Siro, so you were saying you think that Jewish religion changed around 1700, or that various brands of Christianity, etc changed but Jewish religion didn't? I think the tie between nationality and religion among us Goyim was still fairly solid, except in America. In England there was the CofE. In Scotland there was Presbyterianism. In Germany and Norway(?) Lutheranism. In major Swiss cities, Holland, and various other places Calvinism. RCism and EOxy held in West, South, and East Europe, etc.
I'm not saying that all Jews must have followed Judaism. But judaism was followed by jews and usually not other peoples.
Judaism is a 'closed society' type of religion (actually there was lots of debate on this during the hellenic occupation of Judea, and apparently the anti-universalists won), as opposed to Islam and Christianity which are very universalist and their goal is to be spread to people.
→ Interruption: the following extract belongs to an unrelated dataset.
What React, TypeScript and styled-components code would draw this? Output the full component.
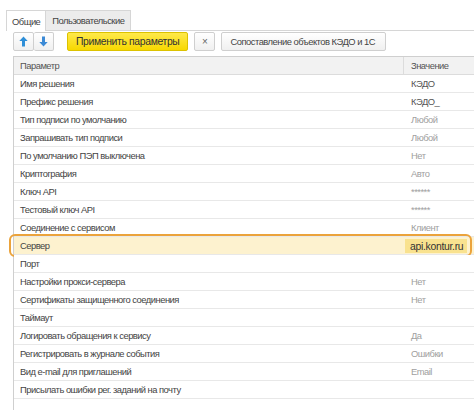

Judaism doesn't have that goal in mind - Judaism strives to be a religion of a selected few (selected not because of any superiority, but for a random tie with Abraham) that can prove the world that if people want - they can follow strict moral standards.
Well, no matter. The tie between the Jews and their religion was fomented by separation from the Holy Lands, but not in 70 AD. During the exile in Babylon the Jews would leave one wall of the house unfinished, symbolizing their unwillingness to call anything but the Promised Land their home, in acknowledgment of the prophecy of Jeremiah that said the exile would be for 70 yrs.
I agree. And yet when they returned there still were times of following foreign gods. During the building of the 2nd temple, many foreign women were deported out of Judea, for they were accused of diluting the jewish nationality and drawing people to other gods.
After the return to Jerusalem they even changed their name. Before the exile they were usually referred to as "Hebrew" (as a race) but after they used the name "Juda" (or "Jew" in anglicized form) in honor of Judah (the smaller of the divided kingdoms/the larger of the 2 faithful tribes). They never again dabbled in idolatry. This change held fast for 300-400 years!
I remember pretty well that they did idolized and Nehemia kicked out foreign women just for that reason.
But I agree it was among the first steps that made Jews so tied to their religion.
What happened in the diaspora was a change in the way the religion was reckoned. No Temple, no sacrifice, no Land = dilemma. They had to allegorize all rituals, recreating their religion from the ancient foundation. Without the tempering of the Exile they would not have had the mettle to survive losing the Promised Land again and without prophetic promise of return.
So you basically agree with me that the diaspora had a huge impact on making jews adopt their religion into their national culture - beyond normal people-religion relationships which existed in the rest of the world.
For example, the Romani ("Gypsies") were originally from India and practiced some form of Hinduism. Some might have picked up Zoroastrianism. But once they arrived in Europe they adopted RCism (maybe EOxy in the East?) and stuck with it. The Jews might have done the same, still retaining unique cultural attributes and separation, dumping Hebrew religion.
Thus they have developed a tie with judaism that just isn't there when you talk about followers of christianity, islam (well islam actually is very strong, but it's universal and not limited to people of a singe ethnical descent) etc.
That is why I think that you can't categorize Judaism into being purely religion. By now it has infiltrated the "Hebrew/Jewish" culture and nationality so much, that it exists as a cultural national component even for non-judaist or atheistic peoples.
Many of us Christians are glad they didn't, because without the Jews, and especially the Masoretes, we wouldn't have nearly as reliable OT manuscripts or nearly as much understanding of ancient Hebrews.